In terms of the multi-cpu issue, it is because the thread pool in tvm is incompatible with python’s multiprocessing package.
After executing a tvm function, we cannot use multiprocessing in python anymore.
If you pass params, then nnvm will run a tvm function to transform params, which breaks python multiprocessing.
My solution is launching a new python thread (thread is ok. Don’t need processing) to run task extraction. This separates the environment and it works.

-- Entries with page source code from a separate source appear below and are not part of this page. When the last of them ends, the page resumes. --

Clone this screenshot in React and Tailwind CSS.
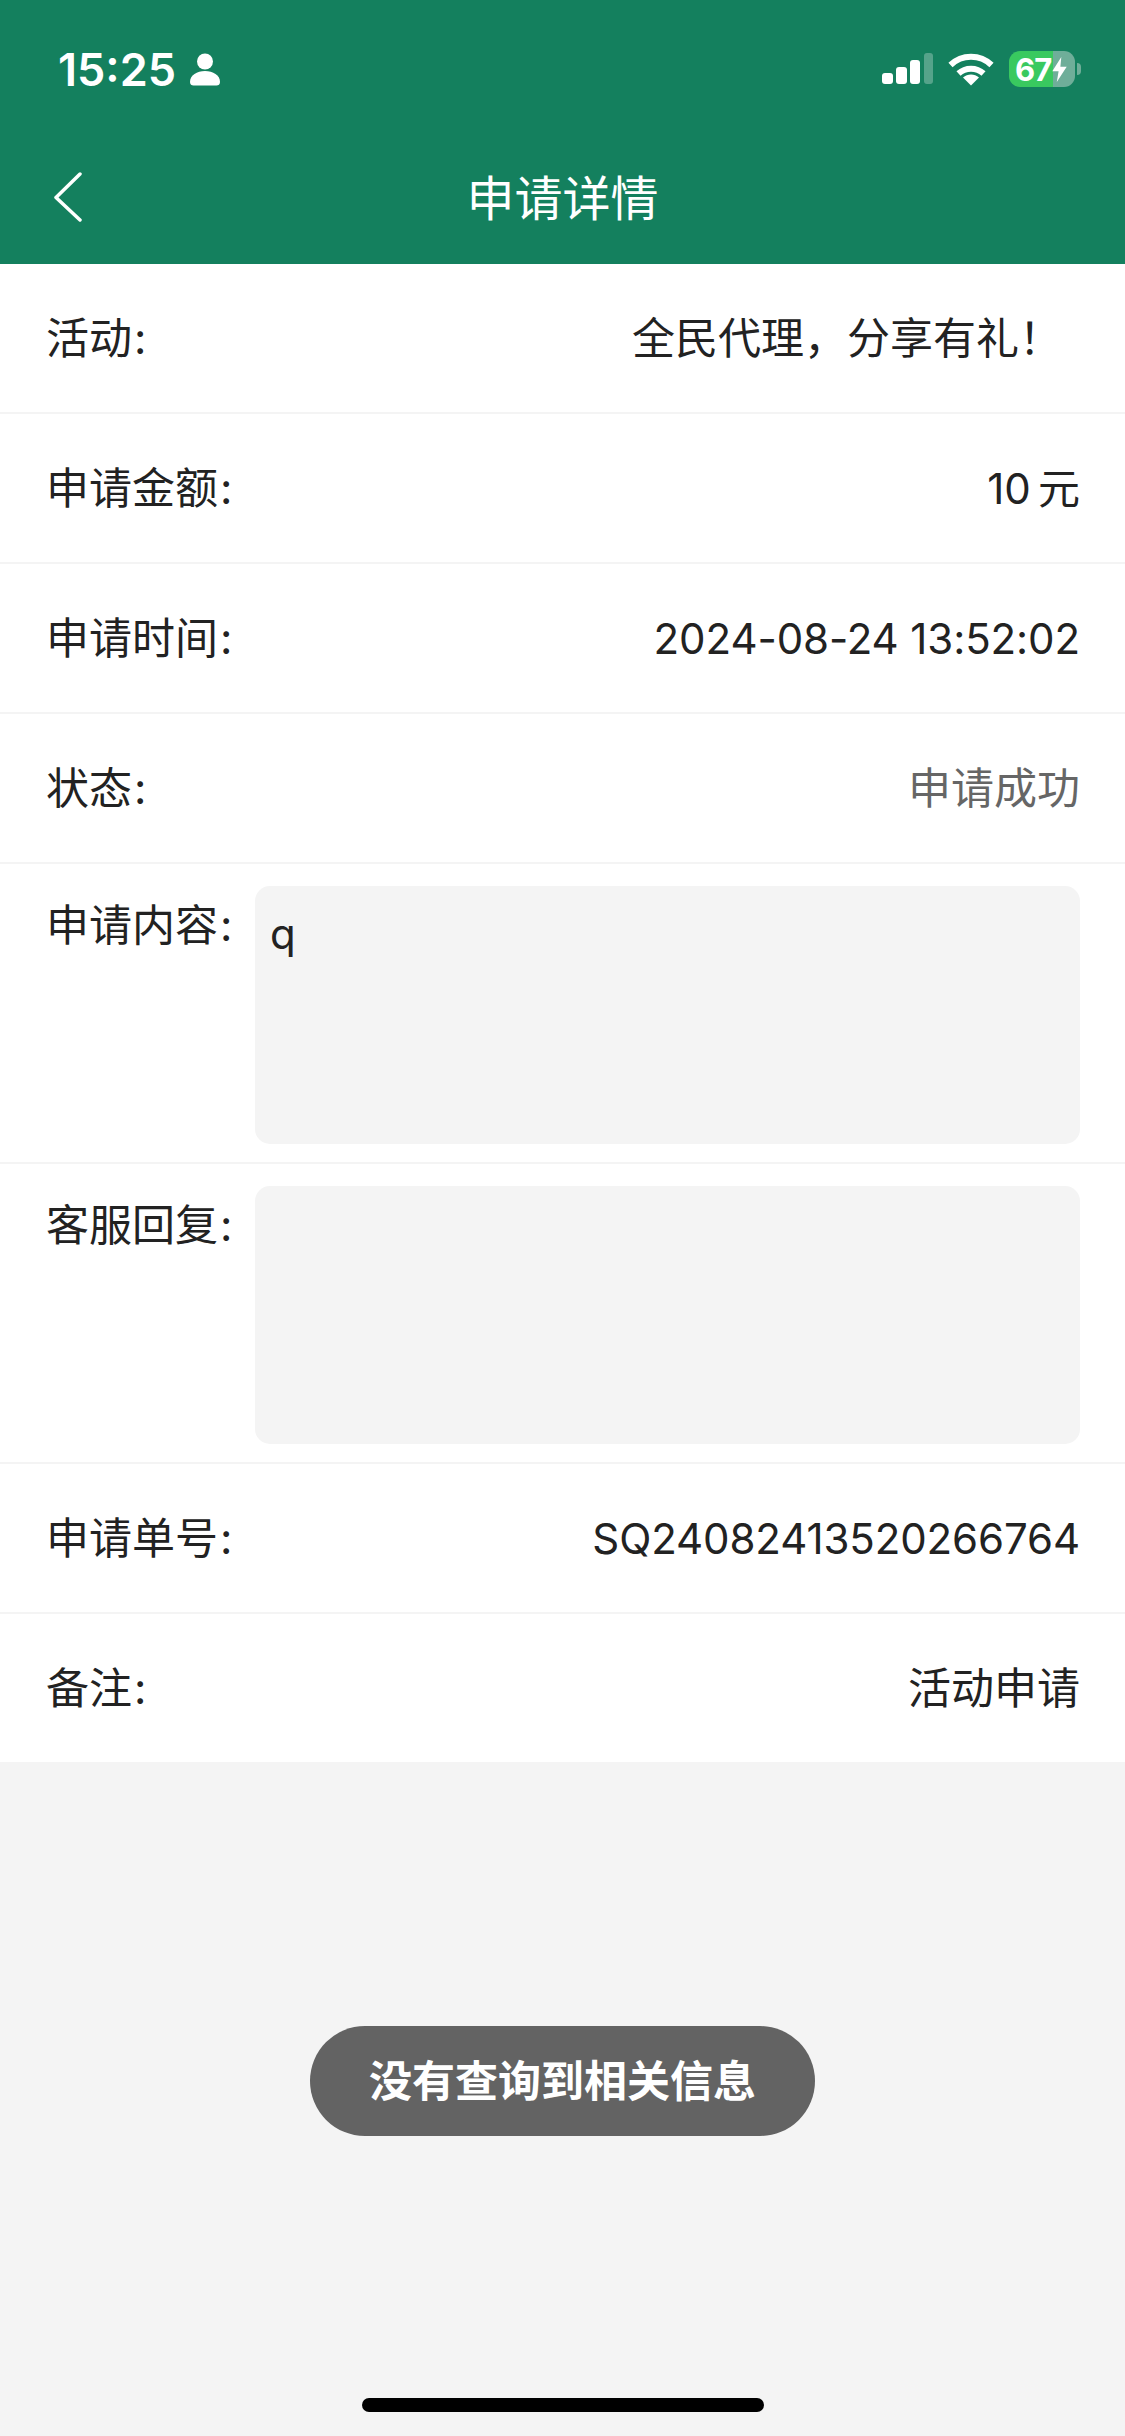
import React from "react";

const topRows = [
  { label: "活动", value: "全民代理，分享有礼！", cjk: true, gap: true },
  { label: "申请金额", value: "10\u2009元" },
  { label: "申请时间", value: "2024-08-24 13:52:02" },
  { label: "状态", value: "申请成功", cjk: true, muted: true },
];

const boxRows = [
  { label: "申请内容", value: "q" },
  { label: "客服回复", value: "" },
];

const bottomRows = [
  { label: "申请单号", value: "SQ24082413520266764" },
  { label: "备注", value: "活动申请", cjk: true },
];

function Label({ text }) {
  return (
    <span className="text-[43px]">
      {text}
      <span className="ml-[2px]">:</span>
    </span>
  );
}

function Row({ label, value, cjk, muted, gap }) {
  return (
    <div className="flex h-[150px] items-center justify-between border-b-[2px] border-[#f4f4f4] bg-white pr-[45px] pl-[46px] text-[42px] text-[#222222]">
      <Label text={label} />
      <span
        className={`${cjk ? "text-[43px]" : "tracking-[-0.1px]"} ${muted ? "text-[#666666]" : ""} ${gap ? "mr-[18px]" : ""}`}
      >
        {value}
      </span>
    </div>
  );
}

function BoxRow({ label, value }) {
  return (
    <div className="flex h-[300px] border-b-[2px] border-[#f4f4f4] bg-white pt-[22px] pr-[45px] pl-[46px] text-[42px] text-[#222222]">
      <div className="w-[209px] shrink-0 pt-[14px] leading-[50px]">
        <Label text={label} />
      </div>
      <div className="h-[258px] flex-1 rounded-[15px] bg-[#f4f4f4] px-[15px] pt-[23px] leading-[50px]">
        {value}
      </div>
    </div>
  );
}

function StatusBar() {
  return (
    <div className="flex h-[138px] items-center justify-between pr-[44px] pl-[58px] text-white">
      <div className="flex items-center gap-[14px]">
        <span className="text-[45px] leading-none font-semibold">15:25</span>
        <svg width="30" height="33" viewBox="0 0 30 33" fill="white">
          <circle cx="15" cy="8.5" r="8" />
          <path d="M0 29c0-7 7-11 15-11s15 4 15 11c0 2.500-1.500 3.500-3.500 3.500h-23C1.500 32.500 0 31.500 0 29z" />
        </svg>
      </div>
      <div className="flex items-center">
        <svg width="52" height="32" viewBox="0 0 52 32" fill="white" className="mr-[14px]">
          <rect x="0" y="20" width="11" height="11" rx="3" />
          <rect x="14" y="14" width="11" height="17" rx="3" />
          <rect x="28" y="7" width="10" height="24" rx="3" />
          <rect x="42" y="0" width="9" height="31" rx="3" fillOpacity="0.28" />
        </svg>
        <svg width="46" height="34" viewBox="0 0 46 34" className="mr-[15px]" fill="none" stroke="white" strokeWidth="6">
          <path d="M2.500 13C14 2 32 2 43.500 13" />
          <path d="M10.500 21.500C17.500 15 28.500 15 35.500 21.500" />
          <path d="M23 33.500L15 25.500C19.500 21.500 26.500 21.500 31 25.500z" fill="white" stroke="none" />
        </svg>
        <div className="flex h-[36px] w-[66px] items-center rounded-[11px] bg-[linear-gradient(90deg,#39c95f_67%,#6fae99_67%)] pl-[6px]">
          <span className="text-[31px] leading-none font-bold tracking-[-1px]">67</span>
          <svg width="17" height="27" viewBox="0 0 18 30" fill="white" className="shrink-0">
            <path d="M11 1L1 17h7l-2 12L17 12h-7z" />
          </svg>
        </div>
        <div className="ml-[2px] h-[12px] w-[4px] rounded-r-full bg-[#6fae99]" />
      </div>
    </div>
  );
}

export default function App() {
  return (
    <div
      className="relative flex h-[2436px] w-[1125px] flex-col overflow-hidden bg-[#f4f4f4]"
      style={{ fontFamily: 'Inter, "Noto Sans CJK SC", sans-serif' }}
    >
      <div className="h-[264px] bg-[#14805e]">
        <StatusBar />
        <div className="relative flex h-[122px] items-center justify-center">
          <svg
            width="30"
            height="50"
            viewBox="0 0 30 50"
            fill="none"
            stroke="white"
            strokeWidth="3.500"
            strokeLinecap="round"
            strokeLinejoin="round"
            className="absolute top-[34px] left-[54px]"
          >
            <path d="M26 2L2 25.500 26 48" />
          </svg>
          <span className="text-[48px] leading-none text-white">申请详情</span>
        </div>
      </div>

      {topRows.map((r) => (
        <Row key={r.label} {...r} />
      ))}
      {boxRows.map((r) => (
        <BoxRow key={r.label} {...r} />
      ))}
      {bottomRows.map((r) => (
        <Row key={r.label} {...r} />
      ))}

      <div className="absolute top-[2026px] left-[310px] flex h-[110px] w-[505px] items-center justify-center rounded-full bg-[#636363] text-[43px] font-semibold text-white">
        没有查询到相关信息
      </div>
      <div className="absolute top-[2398px] left-[362px] h-[14px] w-[402px] rounded-full bg-black" />
    </div>
  );
}
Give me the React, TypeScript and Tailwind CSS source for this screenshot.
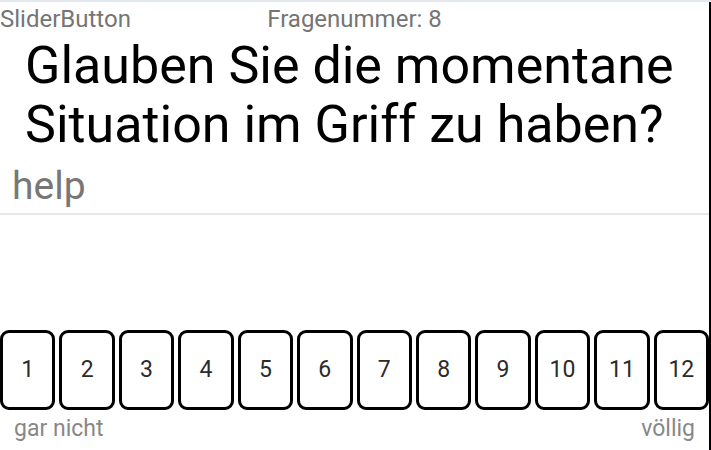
const values = [1, 2, 3, 4, 5, 6, 7, 8, 9, 10, 11, 12]

function ScaleButton({ value }: { value: number }) {
  return (
    <button className="flex h-[80px] flex-1 items-center justify-center rounded-[9px] border-[3px] border-black bg-white text-[23px] text-[#2b2b2b]">
      {value}
    </button>
  )
}

export default function App() {
  return (
    <div
      className="h-[450px] w-[711px] overflow-hidden bg-white"
      style={{ fontFamily: 'Roboto, "Noto Sans", sans-serif' }}
    >
      <div className="h-[2px] w-full bg-[#e3e8ee]" />
      <div className="flex h-[448px] border-r-2 border-black">
        <div className="w-[709px]">
          {/* header row */}
          <div className="relative mt-[3px] h-[28px] text-[24px] leading-[28px] text-[#757575]">
            <span className="absolute left-0 top-0">SliderButton</span>
            <div className="text-center">Fragenummer: 8</div>
          </div>

          <h1 className="mt-[3px] pl-[25px] text-[52px] leading-[59px] text-black">
            Glauben Sie die momentane
            <br />
            Situation im Griff zu haben?
          </h1>

          <div className="mt-[10px] pl-[12px] text-[39px] leading-[44px] text-[#777]">help</div>
          <div className="mt-[5px] h-[2px] bg-[#e6e6e6]" />

          <div className="mt-[115px] flex gap-1">
            {values.map((v) => (
              <ScaleButton key={v} value={v} />
            ))}
          </div>

          <div className="mt-[6px] flex justify-between px-[14px] text-[23px] leading-[26px] text-[#888]">
            <span>gar nicht</span>
            <span>völlig</span>
          </div>
        </div>
      </div>
    </div>
  )
}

Or you can pickle the tasks by one script and tune them by another script.
For the problem in this thread, I agree with you. Passing params can be a quick fix, but there must be something wrong in other places.
Ideally, both cases should work. But there is something wrong with model converters or nnvm compiler. I do not have the plan to look into it.
So currently you can pass params for your models. As I mentioned before, you also have to use another thread (or another script) to do task extraction to avoid the multiprocessing issue.